Starting in a student’s first year, students practice patient care in examination rooms, operating rooms, high fidelity rooms and procedural skills labs using mannequins and simulated or standardized patients or people playing a patient role, officials said.

John Mahoney, the associate dean for medical education at the University of Pittsburgh, said students in the university’s medical school begin working with standardized or simulated patients in the fall of their first year, devoting at least one afternoon per week to patient interaction practice for the first year and a half.

“This overall approach helps students become comfortable and skilled with speaking with and examining patients at an early point in their medical education,” Mahoney said in an email.

Sondra Zabar, the director of the standardized patient program at New York University, said NYU’s medical school starts with 18 months of basic science before students begin clerkships, where simulation practice is integrated throughout all four years.

“They have a chance in a low-stakes environment to be able to talk to a patient and deliver very difficult news or lead a team in a resuscitation,” Zabar said. “Simulation is an ideal educational strategy to accomplish this because by the time learners finish medical school, they are not only confident but they are competent in being able to do all these things.”

The University of Southern California’s medical school teaches students how to interact with patients in a class called Introduction to Clinical Medicine in the first year.
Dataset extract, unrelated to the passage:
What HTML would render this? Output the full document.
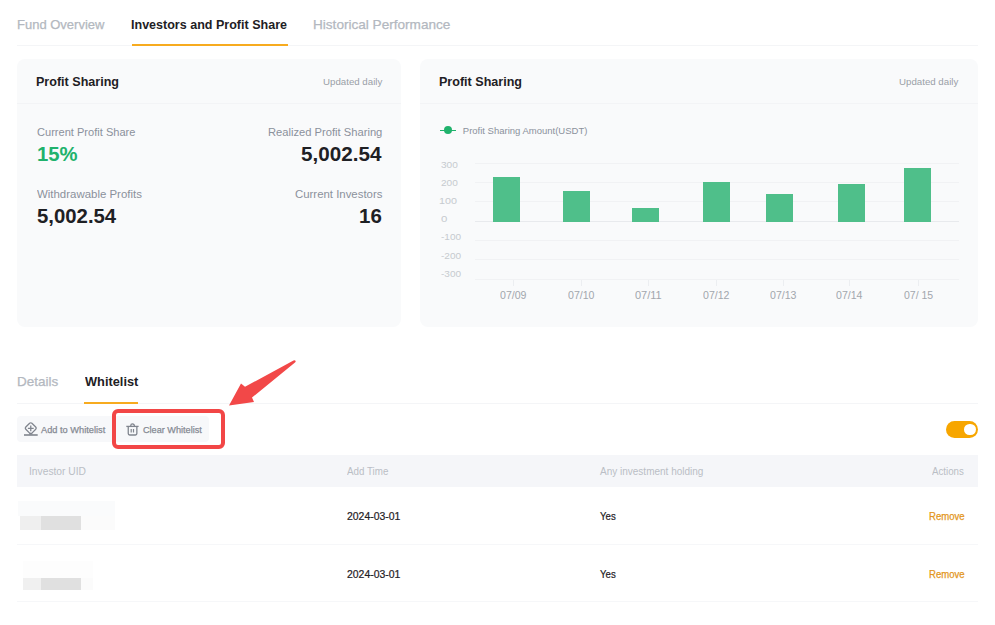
<!DOCTYPE html>
<html><head><meta charset="utf-8"><style>
html,body{margin:0;padding:0;width:995px;height:625px;overflow:hidden;background:#fff}
body{position:relative;font-family:"Liberation Sans",sans-serif}
.t{position:absolute;white-space:nowrap;transform-origin:0 0}
.r{position:absolute}
.card{position:absolute;background:#f9fafb;border-radius:8px}
</style></head><body>
<div class="t" style="left:17.00px;top:16.60px;font-size:13px;line-height:16px;font-weight:normal;color:#b3b8c0;transform:scaleX(1.0000);-webkit-text-stroke:0.25px currentColor">Fund Overview</div>
<div class="t" style="left:131.34px;top:16.60px;font-size:13px;line-height:16px;font-weight:bold;color:#1e2024;transform:scaleX(0.9640);">Investors and Profit Share</div>
<div class="t" style="left:312.96px;top:16.60px;font-size:13px;line-height:16px;font-weight:normal;color:#b3b8c0;transform:scaleX(1.0446);-webkit-text-stroke:0.25px currentColor">Historical Performance</div>
<div class="r" style="left:17px;top:45px;width:961px;height:1px;background:#f4f5f7"></div>
<div class="r" style="left:132px;top:44px;width:156px;height:2px;background:#f7ab1f"></div>
<div class="card" style="left:17px;top:59px;width:384px;height:268px"></div>
<div class="card" style="left:420px;top:59px;width:558px;height:268px"></div>
<div class="r" style="left:17px;top:103px;width:384px;height:1px;background:#f3f4f6"></div>
<div class="r" style="left:420px;top:103px;width:558px;height:1px;background:#f3f4f6"></div>
<div class="t" style="left:35.83px;top:74.10px;font-size:13px;line-height:16px;font-weight:bold;color:#1e2024;transform:scaleX(0.9655);">Profit Sharing</div>
<div class="t" style="left:322.50px;top:75.70px;font-size:9.5px;line-height:11px;font-weight:normal;color:#9a9fa7;transform:scaleX(1.0207);">Updated daily</div>
<div class="t" style="left:438.83px;top:74.10px;font-size:13px;line-height:16px;font-weight:bold;color:#1e2024;transform:scaleX(0.9655);">Profit Sharing</div>
<div class="t" style="left:899.00px;top:75.70px;font-size:9.5px;line-height:11px;font-weight:normal;color:#9a9fa7;transform:scaleX(1.0207);">Updated daily</div>
<div class="t" style="left:37.00px;top:125.70px;font-size:11px;line-height:13px;font-weight:normal;color:#8b919b;transform:scaleX(1.0061);">Current Profit Share</div>
<div class="t" style="left:36.69px;top:141.50px;font-size:20px;line-height:24px;font-weight:bold;color:#20b26c;transform:scaleX(1.0128);">15%</div>
<div class="t" style="left:37.00px;top:188.00px;font-size:11px;line-height:13px;font-weight:normal;color:#8b919b;transform:scaleX(1.0396);">Withdrawable Profits</div>
<div class="t" style="left:36.68px;top:203.50px;font-size:20px;line-height:24px;font-weight:bold;color:#1e2024;transform:scaleX(1.0169);">5,002.54</div>
<div class="t" style="left:268.48px;top:125.70px;font-size:11px;line-height:13px;font-weight:normal;color:#8b919b;transform:scaleX(1.0162);">Realized Profit Sharing</div>
<div class="t" style="left:300.97px;top:141.70px;font-size:20px;line-height:24px;font-weight:bold;color:#1e2024;transform:scaleX(1.0325);">5,002.54</div>
<div class="t" style="left:294.80px;top:188.00px;font-size:11px;line-height:13px;font-weight:normal;color:#8b919b;transform:scaleX(1.0357);">Current Investors</div>
<div class="t" style="left:358.98px;top:203.70px;font-size:20px;line-height:24px;font-weight:bold;color:#1e2024;transform:scaleX(1.0238);">16</div>
<div class="r" style="left:440px;top:129.5px;width:16px;height:1.5px;background:#20b26c"></div>
<div class="r" style="left:444px;top:126px;width:8px;height:8px;border-radius:50%;background:#20b26c"></div>
<div class="t" style="left:462.80px;top:125.00px;font-size:9.5px;line-height:11px;font-weight:normal;color:#8b919b;transform:scaleX(1.0000);">Profit Sharing Amount(USDT)</div>
<div class="r" style="left:475px;top:163.1px;width:484px;height:1px;background:#f1f2f4"></div>
<div class="r" style="left:475px;top:182.3px;width:484px;height:1px;background:#f1f2f4"></div>
<div class="r" style="left:475px;top:201.1px;width:484px;height:1px;background:#f1f2f4"></div>
<div class="r" style="left:475px;top:220.9px;width:484px;height:1px;background:#e8eaed"></div>
<div class="r" style="left:475px;top:239.8px;width:484px;height:1px;background:#f1f2f4"></div>
<div class="r" style="left:475px;top:259.3px;width:484px;height:1px;background:#f1f2f4"></div>
<div class="r" style="left:475px;top:278.9px;width:484px;height:1px;background:#f1f2f4"></div>
<div class="t" style="left:440.60px;top:158.90px;font-size:9.5px;line-height:11px;font-weight:normal;color:#c6cacf;transform:scaleX(1.0625);">300</div>
<div class="t" style="left:440.60px;top:177.25px;font-size:9.5px;line-height:11px;font-weight:normal;color:#c6cacf;transform:scaleX(1.0625);">200</div>
<div class="t" style="left:439.47px;top:195.00px;font-size:9.5px;line-height:11px;font-weight:normal;color:#c6cacf;transform:scaleX(1.1333);">100</div>
<div class="t" style="left:440.60px;top:213.30px;font-size:9.5px;line-height:11px;font-weight:normal;color:#c6cacf;transform:scaleX(1.2000);">0</div>
<div class="t" style="left:440.60px;top:231.40px;font-size:9.5px;line-height:11px;font-weight:normal;color:#c6cacf;transform:scaleX(1.0526);">-100</div>
<div class="t" style="left:440.60px;top:249.50px;font-size:9.5px;line-height:11px;font-weight:normal;color:#c6cacf;transform:scaleX(1.0526);">-200</div>
<div class="t" style="left:440.60px;top:267.50px;font-size:9.5px;line-height:11px;font-weight:normal;color:#c6cacf;transform:scaleX(1.0526);">-300</div>
<div class="r" style="left:493px;top:177px;width:27px;height:44.5px;background:#4fbf8a"></div>
<div class="r" style="left:563px;top:191px;width:27px;height:30.5px;background:#4fbf8a"></div>
<div class="r" style="left:632px;top:208px;width:27px;height:13.5px;background:#4fbf8a"></div>
<div class="r" style="left:703px;top:182px;width:27px;height:39.5px;background:#4fbf8a"></div>
<div class="r" style="left:766px;top:194px;width:27px;height:27.5px;background:#4fbf8a"></div>
<div class="r" style="left:838px;top:184px;width:27px;height:37.5px;background:#4fbf8a"></div>
<div class="r" style="left:904px;top:168px;width:27px;height:53.5px;background:#4fbf8a"></div>
<div class="r" style="left:513px;top:280px;width:1px;height:6px;background:#eceef1"></div>
<div class="t" style="left:500.40px;top:288.80px;font-size:10.5px;line-height:13px;font-weight:normal;color:#a2a6ad;transform:scaleX(1.0077);">07/09</div>
<div class="r" style="left:581px;top:280px;width:1px;height:6px;background:#eceef1"></div>
<div class="t" style="left:568.40px;top:288.80px;font-size:10.5px;line-height:13px;font-weight:normal;color:#a2a6ad;transform:scaleX(1.0077);">07/10</div>
<div class="r" style="left:648px;top:280px;width:1px;height:6px;background:#eceef1"></div>
<div class="t" style="left:635.40px;top:288.80px;font-size:10.5px;line-height:13px;font-weight:normal;color:#a2a6ad;transform:scaleX(1.0480);">07/11</div>
<div class="r" style="left:716px;top:280px;width:1px;height:6px;background:#eceef1"></div>
<div class="t" style="left:703.40px;top:288.80px;font-size:10.5px;line-height:13px;font-weight:normal;color:#a2a6ad;transform:scaleX(1.0077);">07/12</div>
<div class="r" style="left:783px;top:280px;width:1px;height:6px;background:#eceef1"></div>
<div class="t" style="left:770.40px;top:288.80px;font-size:10.5px;line-height:13px;font-weight:normal;color:#a2a6ad;transform:scaleX(1.0077);">07/13</div>
<div class="r" style="left:849px;top:280px;width:1px;height:6px;background:#eceef1"></div>
<div class="t" style="left:836.40px;top:288.80px;font-size:10.5px;line-height:13px;font-weight:normal;color:#a2a6ad;transform:scaleX(1.0077);">07/14</div>
<div class="r" style="left:918px;top:280px;width:1px;height:6px;background:#eceef1"></div>
<div class="t" style="left:904.00px;top:288.80px;font-size:10.5px;line-height:13px;font-weight:normal;color:#a2a6ad;transform:scaleX(1.0000);">07/ 15</div>
<div class="t" style="left:16.66px;top:374.40px;font-size:13px;line-height:16px;font-weight:normal;color:#b3b8c0;transform:scaleX(1.0359);-webkit-text-stroke:0.25px currentColor">Details</div>
<div class="t" style="left:84.60px;top:374.40px;font-size:13px;line-height:16px;font-weight:bold;color:#1e2024;transform:scaleX(0.9852);">Whitelist</div>
<div class="r" style="left:17px;top:403px;width:961px;height:1px;background:#f4f5f7"></div>
<div class="r" style="left:84px;top:402px;width:54px;height:2px;background:#f7ab1f"></div>
<div class="r" style="left:17px;top:416px;width:97px;height:26px;border-radius:4px 0 0 4px;background:#f7f8fa"></div>
<div class="r" style="left:114px;top:416px;width:95px;height:26px;border-radius:4px;background:#f7f8fa"></div>
<div class="t" style="left:41.40px;top:423.60px;font-size:9.5px;line-height:11px;font-weight:normal;color:#858a93;transform:scaleX(0.9727);-webkit-text-stroke:0.25px currentColor">Add to Whitelist</div>
<div class="t" style="left:143.00px;top:423.60px;font-size:9.5px;line-height:11px;font-weight:normal;color:#858a93;transform:scaleX(0.9607);-webkit-text-stroke:0.25px currentColor">Clear Whitelist</div>
<svg class="r" style="left:22px;top:420px" width="18" height="18" viewBox="0 0 18 18">
<rect x="4.46" y="3.9" width="8.6" height="8.6" rx="1.6" transform="rotate(45 8.76 8.2)" fill="none" stroke="#80858e" stroke-width="1.3"/>
<path d="M8.76 5.6 V11.2 M5.9 8.4 H11.7" stroke="#80858e" stroke-width="1.3"/>
<path d="M2 15 H15.7" stroke="#80858e" stroke-width="1.6"/>
<path d="M7.2 13.6 L8.76 12.6 L10.3 13.6 L10.6 14.4 H6.9 Z" fill="#80858e"/>
</svg>
<svg class="r" style="left:124px;top:421px" width="16" height="16" viewBox="0 0 16 16">
<path d="M2.3 5.4 H14.6" stroke="#80858e" stroke-width="1.3"/>
<path d="M6.75 5.4 V4.7 A1.8 1.8 0 0 1 10.35 4.7 V5.4" fill="none" stroke="#80858e" stroke-width="1.3"/>
<path d="M4.25 5.4 V12.6 Q4.25 14 5.65 14 H11.45 Q12.85 14 12.85 12.6 V5.4" fill="none" stroke="#80858e" stroke-width="1.3"/>
<path d="M7.2 7.9 V11.5 M9.5 7.9 V11.5" stroke="#80858e" stroke-width="1.2"/>
</svg>
<div class="r" style="left:111.5px;top:408.7px;width:113.5px;height:40.8px;box-sizing:border-box;border:4px solid #f24646;border-radius:6px"></div>
<svg class="r" style="left:0;top:0" width="995" height="625" viewBox="0 0 995 625">
<path d="M295.5 360.8 Q296 362 295 362.6 L252 397.5 L254 402 L229 405.5 L241 383.5 L245 386.8 L293.5 360.6 Q295 360 295.5 360.8 Z" fill="#f24848"/>
</svg>
<div class="r" style="left:946px;top:421px;width:32px;height:16.5px;border-radius:9px;background:#f7a600"></div>
<div class="r" style="left:964px;top:423.5px;width:11.5px;height:11.5px;border-radius:50%;background:#fff"></div>
<div class="r" style="left:17px;top:455px;width:961px;height:32px;background:#f5f6f9"></div>
<div class="t" style="left:29.47px;top:466.10px;font-size:10px;line-height:12px;font-weight:normal;color:#babec5;transform:scaleX(1.0259);">Investor UID</div>
<div class="t" style="left:347.30px;top:466.10px;font-size:10px;line-height:12px;font-weight:normal;color:#babec5;transform:scaleX(0.9786);">Add Time</div>
<div class="t" style="left:600.00px;top:466.10px;font-size:10px;line-height:12px;font-weight:normal;color:#babec5;transform:scaleX(1.0000);">Any investment holding</div>
<div class="t" style="left:931.80px;top:466.10px;font-size:10px;line-height:12px;font-weight:normal;color:#babec5;transform:scaleX(0.9727);">Actions</div>
<div class="r" style="left:17px;top:544px;width:961px;height:1px;background:#f6f7f9"></div>
<div class="r" style="left:17px;top:601px;width:961px;height:1px;background:#f6f7f9"></div>
<div class="t" style="left:347.30px;top:510.90px;font-size:10px;line-height:12px;font-weight:normal;color:#1e2024;transform:scaleX(1.0431);-webkit-text-stroke:0.2px currentColor">2024-03-01</div>
<div class="t" style="left:600.00px;top:510.90px;font-size:10px;line-height:12px;font-weight:normal;color:#1e2024;transform:scaleX(0.9625);-webkit-text-stroke:0.2px currentColor">Yes</div>
<div class="t" style="left:928.54px;top:510.90px;font-size:10px;line-height:12px;font-weight:normal;color:#e3961c;transform:scaleX(0.9556);-webkit-text-stroke:0.25px currentColor">Remove</div>
<div class="t" style="left:347.30px;top:568.50px;font-size:10px;line-height:12px;font-weight:normal;color:#1e2024;transform:scaleX(1.0431);-webkit-text-stroke:0.2px currentColor">2024-03-01</div>
<div class="t" style="left:600.00px;top:568.50px;font-size:10px;line-height:12px;font-weight:normal;color:#1e2024;transform:scaleX(0.9625);-webkit-text-stroke:0.2px currentColor">Yes</div>
<div class="t" style="left:928.54px;top:568.50px;font-size:10px;line-height:12px;font-weight:normal;color:#e3961c;transform:scaleX(0.9556);-webkit-text-stroke:0.25px currentColor">Remove</div>
<div class="r" style="left:18px;top:501px;width:97px;height:14.5px;background:#fafbfc"></div>
<div class="r" style="left:20px;top:515.5px;width:21px;height:14px;background:#efefef"></div>
<div class="r" style="left:41px;top:515.5px;width:40px;height:14px;background:#e0e0e0"></div>
<div class="r" style="left:81px;top:515.5px;width:34px;height:14px;background:#fbfbfb"></div>
<div class="r" style="left:22.7px;top:561.3px;width:70px;height:16.5px;background:#fdfdfd"></div>
<div class="r" style="left:22.7px;top:578px;width:18.3px;height:12px;background:#f0f0f0"></div>
<div class="r" style="left:41px;top:578px;width:40px;height:12px;background:#e0e0e0"></div>
<div class="r" style="left:81px;top:578px;width:11.7px;height:12px;background:#fbfbfb"></div>
</body></html>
The University of Miami starts patient practice in the third year of the curriculum and also uses mannequins for student practice.

Wake Forest University’s medical school curriculum begins exposing students to in-person clinical care in the second phase of the curriculum, which starts after 18 months, according to the medical school’s website. Before students begin clerkships, they practice “clinical and patient care with simulated and actual patient care experiences and assessments” in the first phase, according to the school’s website.

Karen Lewis, the director of administration for the Clinical Learning and Simulation Skills Center in the medical school, said students receive about 160 contact hours, and the first two years consist mainly of “how to interview patients and how to do basic head-to-toe physical exams.”

The examination rooms feature one-way glass, enabling faculty and classmates to watch students practice with standardized patients. The operating rooms, high fidelity rooms and procedural skills labs utilize mannequins as a part of the learning process. The mannequin’s symptoms and reactions to student care are controlled by the faculty, she said.

Lewis said the center tries to maintain equipment consistent with what is used in the field. She said the examination rooms feature ophthalmoscope sets – equipment used to examine the retina and other parts of the eye – that most doctors use in their offices. She said other practice rooms are consistent with what can be found in hospitals.

Lewis said students often receive feedback on their standardized patient interactions from colleagues, the patient and the faculty. Each room is equipped with three cameras filming the students for post-practice debriefing.

“It is common for most schools to have two cameras, but we wanted to add an extra camera so we could focus on capturing more of the communications skills,” Lewis said. “Sometimes we weren’t getting the subtleties of behaviors in our camera views because of where they were placed, so we added another camera in all of our exam rooms.”

This post was updated to reflect the following corrections:
The Hatchet incorrectly reported that the class center in Ross Hall is 500 square feet. It is 17,500 square feet. A previous version of this article also misattributed information provided by Karen Lewis and Lisa Anderson. We regret these errors.